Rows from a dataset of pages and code
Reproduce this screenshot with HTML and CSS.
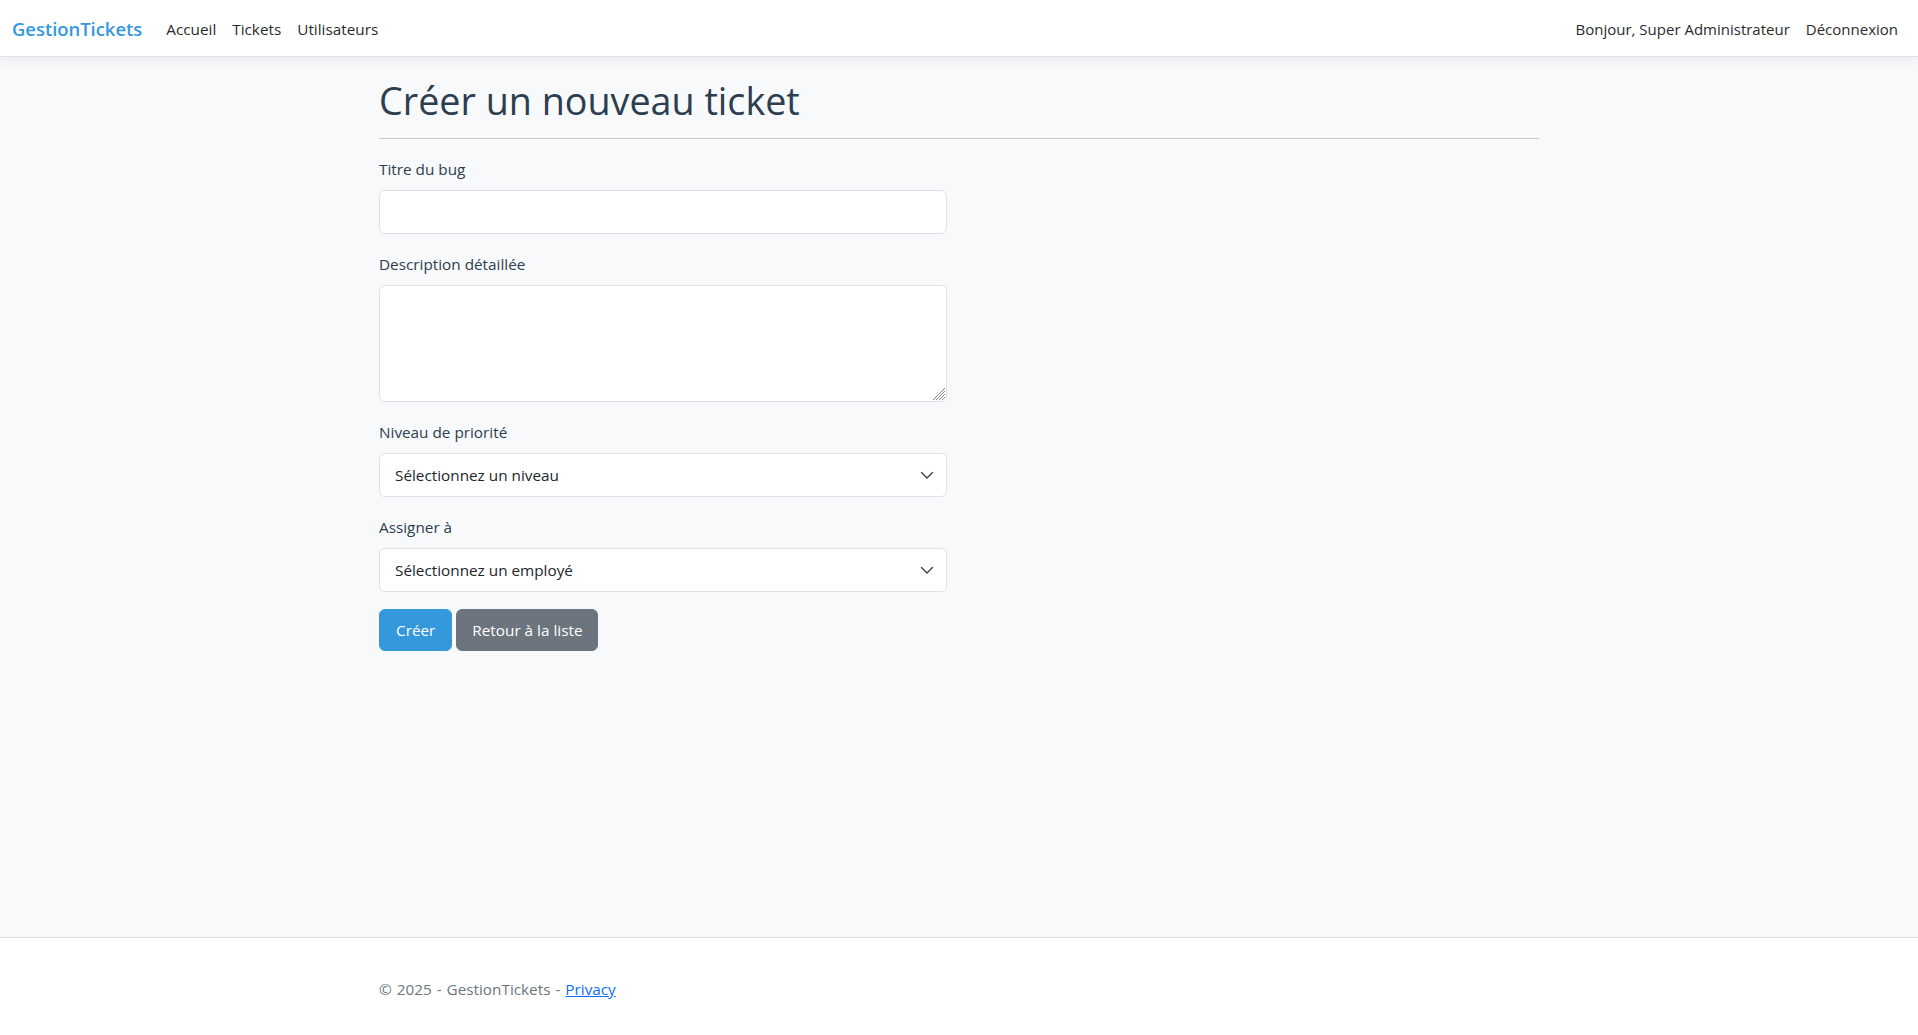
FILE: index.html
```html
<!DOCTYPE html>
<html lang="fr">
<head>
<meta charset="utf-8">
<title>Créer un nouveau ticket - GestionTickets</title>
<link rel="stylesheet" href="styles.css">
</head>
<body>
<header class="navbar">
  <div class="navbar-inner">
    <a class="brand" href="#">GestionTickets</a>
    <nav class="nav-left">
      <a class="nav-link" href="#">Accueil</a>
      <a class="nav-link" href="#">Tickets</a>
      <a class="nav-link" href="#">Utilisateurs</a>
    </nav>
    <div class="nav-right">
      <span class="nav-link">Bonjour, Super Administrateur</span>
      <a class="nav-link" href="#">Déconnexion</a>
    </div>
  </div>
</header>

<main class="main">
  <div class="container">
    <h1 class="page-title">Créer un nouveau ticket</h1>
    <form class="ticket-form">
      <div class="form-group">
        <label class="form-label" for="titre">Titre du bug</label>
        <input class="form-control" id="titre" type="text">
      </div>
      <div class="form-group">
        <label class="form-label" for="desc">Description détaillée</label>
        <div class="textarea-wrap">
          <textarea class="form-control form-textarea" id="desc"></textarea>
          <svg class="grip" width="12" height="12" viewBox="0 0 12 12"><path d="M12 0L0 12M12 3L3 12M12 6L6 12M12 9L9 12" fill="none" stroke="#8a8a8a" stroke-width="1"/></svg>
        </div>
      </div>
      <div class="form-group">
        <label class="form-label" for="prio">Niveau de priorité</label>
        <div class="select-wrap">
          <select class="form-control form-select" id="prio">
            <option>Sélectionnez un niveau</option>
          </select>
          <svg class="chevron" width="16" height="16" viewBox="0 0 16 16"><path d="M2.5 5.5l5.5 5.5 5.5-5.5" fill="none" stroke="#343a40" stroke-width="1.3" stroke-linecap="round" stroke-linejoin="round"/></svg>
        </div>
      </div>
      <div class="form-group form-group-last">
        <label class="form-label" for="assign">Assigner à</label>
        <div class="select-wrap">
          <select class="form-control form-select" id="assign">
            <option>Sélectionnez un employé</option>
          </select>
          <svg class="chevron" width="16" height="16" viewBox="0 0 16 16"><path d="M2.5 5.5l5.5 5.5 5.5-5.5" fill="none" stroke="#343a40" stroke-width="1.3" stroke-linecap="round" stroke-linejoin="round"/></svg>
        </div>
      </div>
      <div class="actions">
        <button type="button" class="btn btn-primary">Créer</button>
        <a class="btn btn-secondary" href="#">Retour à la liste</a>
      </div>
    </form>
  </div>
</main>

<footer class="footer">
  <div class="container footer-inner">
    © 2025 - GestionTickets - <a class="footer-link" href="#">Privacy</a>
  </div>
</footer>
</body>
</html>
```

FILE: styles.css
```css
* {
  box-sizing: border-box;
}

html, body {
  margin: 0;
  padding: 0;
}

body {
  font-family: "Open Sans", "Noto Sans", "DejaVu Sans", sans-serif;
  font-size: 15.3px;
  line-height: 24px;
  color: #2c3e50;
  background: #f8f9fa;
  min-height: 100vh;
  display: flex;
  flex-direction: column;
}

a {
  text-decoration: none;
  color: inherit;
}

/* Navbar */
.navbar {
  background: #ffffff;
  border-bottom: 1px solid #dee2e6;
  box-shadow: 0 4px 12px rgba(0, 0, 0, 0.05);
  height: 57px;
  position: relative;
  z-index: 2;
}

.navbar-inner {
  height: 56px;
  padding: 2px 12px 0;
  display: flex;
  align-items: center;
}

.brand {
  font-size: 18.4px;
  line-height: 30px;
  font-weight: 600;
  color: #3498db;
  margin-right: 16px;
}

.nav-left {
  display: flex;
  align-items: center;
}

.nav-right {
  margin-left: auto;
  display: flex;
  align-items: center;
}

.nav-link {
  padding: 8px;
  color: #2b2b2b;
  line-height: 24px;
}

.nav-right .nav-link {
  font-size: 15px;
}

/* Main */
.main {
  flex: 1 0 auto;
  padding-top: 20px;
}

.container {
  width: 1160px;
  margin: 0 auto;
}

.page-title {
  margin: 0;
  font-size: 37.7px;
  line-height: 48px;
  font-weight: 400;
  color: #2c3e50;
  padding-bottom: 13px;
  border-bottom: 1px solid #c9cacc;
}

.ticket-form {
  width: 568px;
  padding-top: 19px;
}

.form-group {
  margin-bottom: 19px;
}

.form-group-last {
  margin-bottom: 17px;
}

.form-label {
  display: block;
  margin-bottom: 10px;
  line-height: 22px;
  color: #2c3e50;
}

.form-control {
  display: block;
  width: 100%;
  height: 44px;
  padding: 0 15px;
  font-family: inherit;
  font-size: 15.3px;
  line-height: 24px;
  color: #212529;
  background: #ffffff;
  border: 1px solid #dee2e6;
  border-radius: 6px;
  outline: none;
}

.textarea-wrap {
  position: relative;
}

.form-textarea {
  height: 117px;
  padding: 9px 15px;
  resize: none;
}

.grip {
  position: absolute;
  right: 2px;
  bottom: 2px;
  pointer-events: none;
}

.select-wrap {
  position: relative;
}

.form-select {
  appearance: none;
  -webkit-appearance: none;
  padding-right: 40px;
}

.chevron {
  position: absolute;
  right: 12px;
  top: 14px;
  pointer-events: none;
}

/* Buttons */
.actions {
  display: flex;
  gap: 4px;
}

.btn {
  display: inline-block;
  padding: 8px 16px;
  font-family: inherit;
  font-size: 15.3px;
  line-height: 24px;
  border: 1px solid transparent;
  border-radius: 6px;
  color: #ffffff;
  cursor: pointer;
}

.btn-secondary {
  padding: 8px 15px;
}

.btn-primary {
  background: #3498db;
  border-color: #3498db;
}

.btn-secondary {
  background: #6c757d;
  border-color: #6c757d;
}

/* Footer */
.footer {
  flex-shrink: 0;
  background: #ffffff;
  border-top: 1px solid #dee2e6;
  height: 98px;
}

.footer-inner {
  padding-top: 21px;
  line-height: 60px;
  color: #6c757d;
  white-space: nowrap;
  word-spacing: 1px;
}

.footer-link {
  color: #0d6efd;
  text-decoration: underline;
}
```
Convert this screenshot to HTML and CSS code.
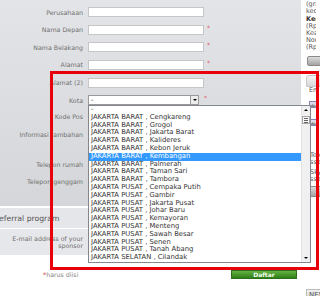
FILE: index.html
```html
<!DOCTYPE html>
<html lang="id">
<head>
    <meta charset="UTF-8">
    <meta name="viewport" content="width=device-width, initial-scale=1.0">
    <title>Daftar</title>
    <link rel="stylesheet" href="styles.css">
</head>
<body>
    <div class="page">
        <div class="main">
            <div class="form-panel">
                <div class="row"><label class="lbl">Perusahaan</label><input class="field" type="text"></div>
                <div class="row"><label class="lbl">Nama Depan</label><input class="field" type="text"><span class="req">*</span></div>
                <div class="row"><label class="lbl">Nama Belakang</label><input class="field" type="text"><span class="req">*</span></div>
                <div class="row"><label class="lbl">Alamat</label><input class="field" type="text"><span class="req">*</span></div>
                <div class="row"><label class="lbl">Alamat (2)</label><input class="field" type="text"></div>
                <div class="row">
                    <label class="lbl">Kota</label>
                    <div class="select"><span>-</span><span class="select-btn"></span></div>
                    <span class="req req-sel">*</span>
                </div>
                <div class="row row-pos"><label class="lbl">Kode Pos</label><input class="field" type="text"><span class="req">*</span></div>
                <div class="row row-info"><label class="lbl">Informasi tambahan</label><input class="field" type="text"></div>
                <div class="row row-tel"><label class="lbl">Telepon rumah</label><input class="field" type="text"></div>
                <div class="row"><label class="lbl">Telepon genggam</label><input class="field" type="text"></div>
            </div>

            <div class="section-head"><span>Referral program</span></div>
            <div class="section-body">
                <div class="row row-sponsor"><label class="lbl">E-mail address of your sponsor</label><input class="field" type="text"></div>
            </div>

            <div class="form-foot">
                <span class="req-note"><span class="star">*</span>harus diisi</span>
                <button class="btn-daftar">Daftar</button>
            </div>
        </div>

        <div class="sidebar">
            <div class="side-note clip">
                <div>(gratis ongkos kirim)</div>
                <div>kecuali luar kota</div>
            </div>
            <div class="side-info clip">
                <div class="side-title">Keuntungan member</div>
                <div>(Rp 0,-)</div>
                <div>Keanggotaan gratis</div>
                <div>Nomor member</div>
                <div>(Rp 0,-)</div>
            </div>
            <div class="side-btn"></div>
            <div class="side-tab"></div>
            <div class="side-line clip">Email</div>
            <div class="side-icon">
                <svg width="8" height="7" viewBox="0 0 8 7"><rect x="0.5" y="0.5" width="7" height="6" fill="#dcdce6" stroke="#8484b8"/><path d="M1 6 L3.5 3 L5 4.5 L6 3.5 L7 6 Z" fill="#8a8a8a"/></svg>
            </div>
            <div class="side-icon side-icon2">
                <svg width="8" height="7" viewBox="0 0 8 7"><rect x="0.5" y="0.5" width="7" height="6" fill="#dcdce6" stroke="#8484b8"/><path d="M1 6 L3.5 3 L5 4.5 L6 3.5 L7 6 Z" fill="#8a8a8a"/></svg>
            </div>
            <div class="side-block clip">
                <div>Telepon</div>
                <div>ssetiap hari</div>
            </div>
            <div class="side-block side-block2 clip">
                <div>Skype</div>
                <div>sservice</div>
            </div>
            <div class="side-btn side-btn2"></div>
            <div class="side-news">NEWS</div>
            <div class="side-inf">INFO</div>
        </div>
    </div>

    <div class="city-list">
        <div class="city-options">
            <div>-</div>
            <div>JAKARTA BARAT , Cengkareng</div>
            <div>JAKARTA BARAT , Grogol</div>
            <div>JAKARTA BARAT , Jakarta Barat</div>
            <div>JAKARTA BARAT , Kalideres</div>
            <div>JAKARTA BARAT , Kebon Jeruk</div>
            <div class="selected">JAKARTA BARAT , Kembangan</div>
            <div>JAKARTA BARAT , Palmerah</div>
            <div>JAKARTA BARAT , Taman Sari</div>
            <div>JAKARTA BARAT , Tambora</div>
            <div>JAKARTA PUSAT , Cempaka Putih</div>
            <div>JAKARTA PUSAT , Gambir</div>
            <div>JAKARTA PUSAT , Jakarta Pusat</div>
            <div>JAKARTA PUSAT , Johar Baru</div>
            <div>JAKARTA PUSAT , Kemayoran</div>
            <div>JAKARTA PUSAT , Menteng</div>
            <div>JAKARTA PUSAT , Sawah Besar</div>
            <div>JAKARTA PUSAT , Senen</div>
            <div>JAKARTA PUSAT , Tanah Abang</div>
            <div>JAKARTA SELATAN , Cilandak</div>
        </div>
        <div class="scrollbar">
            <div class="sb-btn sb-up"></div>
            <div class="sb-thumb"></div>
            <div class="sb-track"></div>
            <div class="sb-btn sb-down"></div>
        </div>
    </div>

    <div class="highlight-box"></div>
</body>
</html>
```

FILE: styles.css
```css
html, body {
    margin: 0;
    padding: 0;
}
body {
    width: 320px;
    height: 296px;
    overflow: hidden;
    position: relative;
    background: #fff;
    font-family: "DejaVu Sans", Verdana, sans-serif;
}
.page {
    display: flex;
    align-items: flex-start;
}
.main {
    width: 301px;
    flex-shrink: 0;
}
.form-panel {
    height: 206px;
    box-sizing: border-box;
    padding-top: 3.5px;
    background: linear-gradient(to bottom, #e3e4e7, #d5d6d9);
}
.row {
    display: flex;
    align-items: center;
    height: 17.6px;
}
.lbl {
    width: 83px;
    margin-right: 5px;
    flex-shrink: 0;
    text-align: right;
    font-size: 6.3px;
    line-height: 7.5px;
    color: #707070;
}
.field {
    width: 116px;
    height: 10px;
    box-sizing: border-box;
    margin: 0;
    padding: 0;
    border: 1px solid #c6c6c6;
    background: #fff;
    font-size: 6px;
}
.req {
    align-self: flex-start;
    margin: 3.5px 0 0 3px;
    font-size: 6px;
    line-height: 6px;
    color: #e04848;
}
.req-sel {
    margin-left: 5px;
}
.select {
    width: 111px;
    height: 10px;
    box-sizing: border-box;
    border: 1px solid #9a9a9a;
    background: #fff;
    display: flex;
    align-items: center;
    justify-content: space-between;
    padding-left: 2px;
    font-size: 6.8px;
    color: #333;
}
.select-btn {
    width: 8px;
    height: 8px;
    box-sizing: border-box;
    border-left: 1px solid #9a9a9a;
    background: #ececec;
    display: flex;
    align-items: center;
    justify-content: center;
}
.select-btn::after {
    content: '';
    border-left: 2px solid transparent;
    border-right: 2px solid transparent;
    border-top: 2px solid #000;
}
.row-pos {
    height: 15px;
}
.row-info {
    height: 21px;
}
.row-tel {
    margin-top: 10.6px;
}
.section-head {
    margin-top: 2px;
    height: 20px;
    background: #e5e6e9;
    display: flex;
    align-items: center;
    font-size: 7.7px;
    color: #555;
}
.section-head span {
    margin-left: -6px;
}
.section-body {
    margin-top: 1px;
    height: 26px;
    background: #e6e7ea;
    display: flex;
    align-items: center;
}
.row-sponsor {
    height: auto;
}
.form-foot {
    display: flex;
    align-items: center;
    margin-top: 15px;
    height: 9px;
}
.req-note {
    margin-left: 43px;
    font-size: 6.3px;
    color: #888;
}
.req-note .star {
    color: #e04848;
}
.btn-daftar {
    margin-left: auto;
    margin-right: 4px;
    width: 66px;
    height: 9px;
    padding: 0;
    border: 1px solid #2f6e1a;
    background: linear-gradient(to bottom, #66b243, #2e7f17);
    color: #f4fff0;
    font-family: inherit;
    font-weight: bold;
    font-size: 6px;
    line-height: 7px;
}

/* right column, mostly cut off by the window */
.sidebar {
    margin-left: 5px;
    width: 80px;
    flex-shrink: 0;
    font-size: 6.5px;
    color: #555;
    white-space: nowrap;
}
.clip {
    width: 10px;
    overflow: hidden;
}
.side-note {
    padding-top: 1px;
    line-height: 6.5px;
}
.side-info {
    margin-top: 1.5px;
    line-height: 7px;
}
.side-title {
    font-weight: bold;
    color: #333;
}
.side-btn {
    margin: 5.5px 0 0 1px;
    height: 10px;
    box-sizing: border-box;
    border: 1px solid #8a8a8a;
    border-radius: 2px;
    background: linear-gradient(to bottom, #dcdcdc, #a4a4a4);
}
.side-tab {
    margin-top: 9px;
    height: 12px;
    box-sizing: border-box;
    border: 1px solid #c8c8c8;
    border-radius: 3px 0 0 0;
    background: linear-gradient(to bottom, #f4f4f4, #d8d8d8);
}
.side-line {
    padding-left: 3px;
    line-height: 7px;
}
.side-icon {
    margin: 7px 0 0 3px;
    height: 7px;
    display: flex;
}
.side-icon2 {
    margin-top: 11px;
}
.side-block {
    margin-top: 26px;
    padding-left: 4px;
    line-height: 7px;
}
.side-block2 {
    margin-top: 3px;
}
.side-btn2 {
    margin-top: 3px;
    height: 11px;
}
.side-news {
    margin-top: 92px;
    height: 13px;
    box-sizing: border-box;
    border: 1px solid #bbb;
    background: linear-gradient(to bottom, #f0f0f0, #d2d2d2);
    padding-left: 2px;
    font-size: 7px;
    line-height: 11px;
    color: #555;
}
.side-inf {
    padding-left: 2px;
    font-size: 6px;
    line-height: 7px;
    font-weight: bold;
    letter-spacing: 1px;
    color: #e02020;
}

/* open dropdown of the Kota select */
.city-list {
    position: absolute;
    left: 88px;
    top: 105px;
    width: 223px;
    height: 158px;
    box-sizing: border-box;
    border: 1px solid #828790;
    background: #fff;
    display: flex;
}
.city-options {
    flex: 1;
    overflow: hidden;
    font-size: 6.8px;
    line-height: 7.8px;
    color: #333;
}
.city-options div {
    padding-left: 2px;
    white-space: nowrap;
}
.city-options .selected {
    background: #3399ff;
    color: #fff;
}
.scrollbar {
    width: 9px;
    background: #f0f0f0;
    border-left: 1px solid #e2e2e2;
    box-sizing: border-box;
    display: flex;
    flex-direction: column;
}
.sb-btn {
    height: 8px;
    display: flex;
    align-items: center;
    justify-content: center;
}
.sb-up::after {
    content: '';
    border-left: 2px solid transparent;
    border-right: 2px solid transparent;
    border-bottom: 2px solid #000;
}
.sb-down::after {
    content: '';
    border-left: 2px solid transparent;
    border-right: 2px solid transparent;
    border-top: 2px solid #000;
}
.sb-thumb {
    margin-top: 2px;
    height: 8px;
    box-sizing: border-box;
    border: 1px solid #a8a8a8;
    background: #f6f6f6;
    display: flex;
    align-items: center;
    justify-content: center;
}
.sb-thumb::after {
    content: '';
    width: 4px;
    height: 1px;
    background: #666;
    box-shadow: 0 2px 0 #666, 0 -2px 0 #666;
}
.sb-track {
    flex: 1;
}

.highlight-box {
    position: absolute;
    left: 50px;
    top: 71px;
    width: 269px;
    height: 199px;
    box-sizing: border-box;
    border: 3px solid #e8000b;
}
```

Problem
Scan the material above. Extract every line in which the word "screenshot" occurs.

Exercise solution
Reproduce this screenshot with HTML and CSS.
Convert this screenshot to HTML and CSS code.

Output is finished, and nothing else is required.